> STORED DATA:

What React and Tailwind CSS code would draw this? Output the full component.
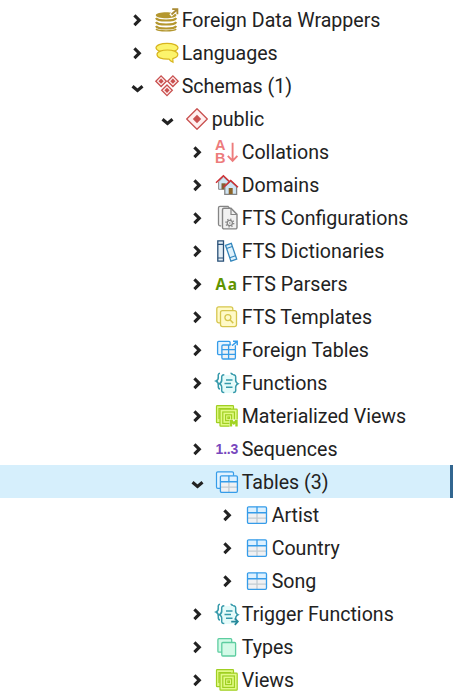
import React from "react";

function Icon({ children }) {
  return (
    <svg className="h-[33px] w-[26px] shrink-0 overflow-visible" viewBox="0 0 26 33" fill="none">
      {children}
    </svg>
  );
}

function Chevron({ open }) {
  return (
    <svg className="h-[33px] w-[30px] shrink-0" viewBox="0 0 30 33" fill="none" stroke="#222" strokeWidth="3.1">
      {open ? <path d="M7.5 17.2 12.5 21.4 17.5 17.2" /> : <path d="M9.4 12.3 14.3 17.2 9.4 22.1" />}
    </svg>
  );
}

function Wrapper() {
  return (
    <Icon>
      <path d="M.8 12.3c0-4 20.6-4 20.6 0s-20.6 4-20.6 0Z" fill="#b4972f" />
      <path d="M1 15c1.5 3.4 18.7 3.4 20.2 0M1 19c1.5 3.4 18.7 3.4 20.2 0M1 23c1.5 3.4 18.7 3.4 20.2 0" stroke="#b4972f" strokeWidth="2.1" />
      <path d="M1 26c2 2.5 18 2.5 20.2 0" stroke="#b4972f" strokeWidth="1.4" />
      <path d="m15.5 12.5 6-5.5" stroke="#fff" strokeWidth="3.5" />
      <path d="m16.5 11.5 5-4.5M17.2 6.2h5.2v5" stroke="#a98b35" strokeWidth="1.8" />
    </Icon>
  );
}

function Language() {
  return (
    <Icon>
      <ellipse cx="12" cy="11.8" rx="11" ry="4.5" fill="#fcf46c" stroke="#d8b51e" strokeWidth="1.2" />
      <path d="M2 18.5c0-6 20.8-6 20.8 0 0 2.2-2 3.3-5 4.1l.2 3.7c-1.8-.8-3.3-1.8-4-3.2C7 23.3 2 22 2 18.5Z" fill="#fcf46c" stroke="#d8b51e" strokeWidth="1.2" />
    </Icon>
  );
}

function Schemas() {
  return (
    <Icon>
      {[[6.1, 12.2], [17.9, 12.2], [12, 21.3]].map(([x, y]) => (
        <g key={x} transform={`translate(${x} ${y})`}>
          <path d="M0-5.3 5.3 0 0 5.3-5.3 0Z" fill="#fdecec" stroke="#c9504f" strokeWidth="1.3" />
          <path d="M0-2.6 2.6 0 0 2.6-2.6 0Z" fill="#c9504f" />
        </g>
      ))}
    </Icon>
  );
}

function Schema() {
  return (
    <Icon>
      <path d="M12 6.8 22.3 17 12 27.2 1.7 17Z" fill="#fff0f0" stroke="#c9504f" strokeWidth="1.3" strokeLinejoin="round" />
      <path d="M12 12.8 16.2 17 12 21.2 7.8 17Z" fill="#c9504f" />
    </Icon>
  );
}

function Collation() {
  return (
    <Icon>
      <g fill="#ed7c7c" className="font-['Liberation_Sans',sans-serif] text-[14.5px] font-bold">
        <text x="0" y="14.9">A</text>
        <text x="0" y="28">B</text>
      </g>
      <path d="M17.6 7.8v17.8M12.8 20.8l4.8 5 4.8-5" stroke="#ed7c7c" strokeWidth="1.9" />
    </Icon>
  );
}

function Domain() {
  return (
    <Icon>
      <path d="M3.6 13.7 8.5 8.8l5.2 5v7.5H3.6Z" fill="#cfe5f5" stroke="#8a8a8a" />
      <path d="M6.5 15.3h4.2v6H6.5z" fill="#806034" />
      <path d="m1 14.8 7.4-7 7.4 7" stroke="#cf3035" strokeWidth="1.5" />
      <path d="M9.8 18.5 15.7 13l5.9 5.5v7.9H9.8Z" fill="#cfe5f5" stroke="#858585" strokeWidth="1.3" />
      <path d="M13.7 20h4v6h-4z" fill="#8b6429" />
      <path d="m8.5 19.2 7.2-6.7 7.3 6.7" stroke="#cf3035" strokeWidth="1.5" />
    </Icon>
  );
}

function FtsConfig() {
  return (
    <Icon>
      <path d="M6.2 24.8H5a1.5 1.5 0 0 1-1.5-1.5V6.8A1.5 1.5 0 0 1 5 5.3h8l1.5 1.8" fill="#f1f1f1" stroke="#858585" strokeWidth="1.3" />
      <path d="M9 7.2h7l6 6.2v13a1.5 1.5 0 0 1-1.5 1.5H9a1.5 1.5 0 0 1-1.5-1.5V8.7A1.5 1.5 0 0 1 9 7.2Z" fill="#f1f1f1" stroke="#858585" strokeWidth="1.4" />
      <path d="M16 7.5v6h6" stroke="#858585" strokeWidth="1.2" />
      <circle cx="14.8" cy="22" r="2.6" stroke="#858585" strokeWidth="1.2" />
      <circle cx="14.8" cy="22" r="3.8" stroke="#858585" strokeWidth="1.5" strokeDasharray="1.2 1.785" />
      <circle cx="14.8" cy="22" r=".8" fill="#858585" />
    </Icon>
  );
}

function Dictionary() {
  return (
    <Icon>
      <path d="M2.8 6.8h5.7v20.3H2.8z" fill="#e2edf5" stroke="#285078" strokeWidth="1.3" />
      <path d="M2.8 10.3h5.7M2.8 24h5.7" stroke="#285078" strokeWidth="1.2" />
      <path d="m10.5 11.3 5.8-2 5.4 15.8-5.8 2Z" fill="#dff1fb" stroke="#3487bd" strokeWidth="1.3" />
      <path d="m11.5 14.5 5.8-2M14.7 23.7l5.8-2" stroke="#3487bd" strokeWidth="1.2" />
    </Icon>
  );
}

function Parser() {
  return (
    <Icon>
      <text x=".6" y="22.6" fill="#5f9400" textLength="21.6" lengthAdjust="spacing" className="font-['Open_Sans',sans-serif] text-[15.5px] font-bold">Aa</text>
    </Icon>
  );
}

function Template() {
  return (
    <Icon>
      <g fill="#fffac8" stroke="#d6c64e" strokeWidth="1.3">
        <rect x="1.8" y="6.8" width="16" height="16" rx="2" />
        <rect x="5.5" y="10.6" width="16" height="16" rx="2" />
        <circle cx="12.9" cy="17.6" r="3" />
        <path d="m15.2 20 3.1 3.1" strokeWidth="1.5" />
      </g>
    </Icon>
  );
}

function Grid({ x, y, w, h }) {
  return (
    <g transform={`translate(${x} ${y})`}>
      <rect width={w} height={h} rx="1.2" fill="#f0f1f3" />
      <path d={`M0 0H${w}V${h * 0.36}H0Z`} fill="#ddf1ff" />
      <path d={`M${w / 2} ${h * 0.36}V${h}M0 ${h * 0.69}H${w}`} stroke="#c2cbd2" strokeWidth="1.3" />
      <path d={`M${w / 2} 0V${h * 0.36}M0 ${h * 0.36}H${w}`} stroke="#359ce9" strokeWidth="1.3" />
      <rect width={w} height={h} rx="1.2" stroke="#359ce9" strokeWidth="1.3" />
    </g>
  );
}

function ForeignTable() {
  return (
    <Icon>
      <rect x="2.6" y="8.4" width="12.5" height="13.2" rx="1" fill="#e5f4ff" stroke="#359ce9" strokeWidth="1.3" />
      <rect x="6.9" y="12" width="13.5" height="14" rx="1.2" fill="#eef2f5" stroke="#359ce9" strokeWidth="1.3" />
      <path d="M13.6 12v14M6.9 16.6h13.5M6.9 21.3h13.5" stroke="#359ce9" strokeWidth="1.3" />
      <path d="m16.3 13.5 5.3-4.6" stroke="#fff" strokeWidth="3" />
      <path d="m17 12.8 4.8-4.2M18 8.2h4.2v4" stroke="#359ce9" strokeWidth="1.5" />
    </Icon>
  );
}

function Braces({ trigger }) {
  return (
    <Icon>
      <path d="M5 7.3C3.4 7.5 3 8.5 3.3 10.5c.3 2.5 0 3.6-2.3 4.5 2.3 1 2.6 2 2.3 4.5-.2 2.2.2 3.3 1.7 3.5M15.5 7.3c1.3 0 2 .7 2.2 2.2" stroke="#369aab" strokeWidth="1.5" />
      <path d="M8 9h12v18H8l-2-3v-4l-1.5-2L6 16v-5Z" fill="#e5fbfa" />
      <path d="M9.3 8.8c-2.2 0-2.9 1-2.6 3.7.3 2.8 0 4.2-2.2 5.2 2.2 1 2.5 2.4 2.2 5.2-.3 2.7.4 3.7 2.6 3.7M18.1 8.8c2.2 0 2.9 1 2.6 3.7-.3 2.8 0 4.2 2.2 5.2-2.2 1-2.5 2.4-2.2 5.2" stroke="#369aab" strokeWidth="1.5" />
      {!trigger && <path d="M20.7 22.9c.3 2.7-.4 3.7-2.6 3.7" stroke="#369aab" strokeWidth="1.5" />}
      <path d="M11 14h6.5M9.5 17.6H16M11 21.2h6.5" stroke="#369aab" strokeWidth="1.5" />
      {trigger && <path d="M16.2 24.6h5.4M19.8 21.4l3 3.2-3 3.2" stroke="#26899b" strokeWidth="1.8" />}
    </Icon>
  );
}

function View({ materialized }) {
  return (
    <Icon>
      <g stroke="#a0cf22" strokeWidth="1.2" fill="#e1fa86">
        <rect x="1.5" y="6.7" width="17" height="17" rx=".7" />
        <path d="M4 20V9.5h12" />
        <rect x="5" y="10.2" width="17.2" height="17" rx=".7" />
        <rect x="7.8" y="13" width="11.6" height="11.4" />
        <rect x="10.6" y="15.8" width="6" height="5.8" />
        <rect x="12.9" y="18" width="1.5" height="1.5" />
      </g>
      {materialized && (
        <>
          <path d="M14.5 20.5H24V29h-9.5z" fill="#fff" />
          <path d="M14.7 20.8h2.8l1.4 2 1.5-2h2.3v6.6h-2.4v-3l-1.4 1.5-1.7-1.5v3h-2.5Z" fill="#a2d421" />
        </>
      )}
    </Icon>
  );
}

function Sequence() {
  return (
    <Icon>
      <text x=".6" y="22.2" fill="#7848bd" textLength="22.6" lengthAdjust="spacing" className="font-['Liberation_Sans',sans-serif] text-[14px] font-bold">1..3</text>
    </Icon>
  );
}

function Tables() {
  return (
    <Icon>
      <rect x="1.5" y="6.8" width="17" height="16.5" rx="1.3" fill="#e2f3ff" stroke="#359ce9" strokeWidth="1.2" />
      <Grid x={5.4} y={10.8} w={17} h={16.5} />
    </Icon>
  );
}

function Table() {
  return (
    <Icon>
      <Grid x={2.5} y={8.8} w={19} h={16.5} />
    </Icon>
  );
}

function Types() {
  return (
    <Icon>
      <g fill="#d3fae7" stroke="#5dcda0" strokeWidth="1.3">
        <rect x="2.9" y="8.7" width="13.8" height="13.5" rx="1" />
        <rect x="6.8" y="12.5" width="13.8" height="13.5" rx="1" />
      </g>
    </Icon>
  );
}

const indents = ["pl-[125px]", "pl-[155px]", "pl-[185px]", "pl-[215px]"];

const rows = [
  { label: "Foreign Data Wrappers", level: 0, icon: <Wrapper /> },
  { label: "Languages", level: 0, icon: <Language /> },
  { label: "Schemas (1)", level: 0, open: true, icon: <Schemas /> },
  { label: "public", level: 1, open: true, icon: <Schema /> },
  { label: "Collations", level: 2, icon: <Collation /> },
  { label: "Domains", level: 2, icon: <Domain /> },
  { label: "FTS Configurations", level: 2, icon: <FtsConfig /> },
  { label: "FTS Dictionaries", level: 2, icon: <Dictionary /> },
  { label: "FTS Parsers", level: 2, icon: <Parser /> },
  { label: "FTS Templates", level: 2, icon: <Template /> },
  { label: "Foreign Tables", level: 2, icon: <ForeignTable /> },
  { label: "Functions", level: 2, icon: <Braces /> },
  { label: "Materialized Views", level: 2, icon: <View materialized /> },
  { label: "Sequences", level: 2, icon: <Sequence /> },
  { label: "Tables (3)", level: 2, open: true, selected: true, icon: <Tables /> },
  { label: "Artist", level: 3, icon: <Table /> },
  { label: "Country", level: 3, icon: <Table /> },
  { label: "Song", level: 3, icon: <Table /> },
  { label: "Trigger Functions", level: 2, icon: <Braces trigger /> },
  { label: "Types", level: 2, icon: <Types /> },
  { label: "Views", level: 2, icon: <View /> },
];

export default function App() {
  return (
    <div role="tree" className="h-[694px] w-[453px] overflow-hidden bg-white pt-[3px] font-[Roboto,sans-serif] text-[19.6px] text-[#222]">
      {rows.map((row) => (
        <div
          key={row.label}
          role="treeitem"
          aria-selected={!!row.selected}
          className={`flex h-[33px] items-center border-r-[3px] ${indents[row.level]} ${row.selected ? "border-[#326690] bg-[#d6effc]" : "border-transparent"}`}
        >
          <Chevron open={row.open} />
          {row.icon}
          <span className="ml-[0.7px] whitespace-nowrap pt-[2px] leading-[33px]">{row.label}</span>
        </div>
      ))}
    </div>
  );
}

> WRITTEN TASK:
The lines from the top of the data above through the one holding "import React from" are to be repeated exactly, and only those, with no pictures.

> FULL SOLUTION:
What React and Tailwind CSS code would draw this? Output the full component.
import React from "react";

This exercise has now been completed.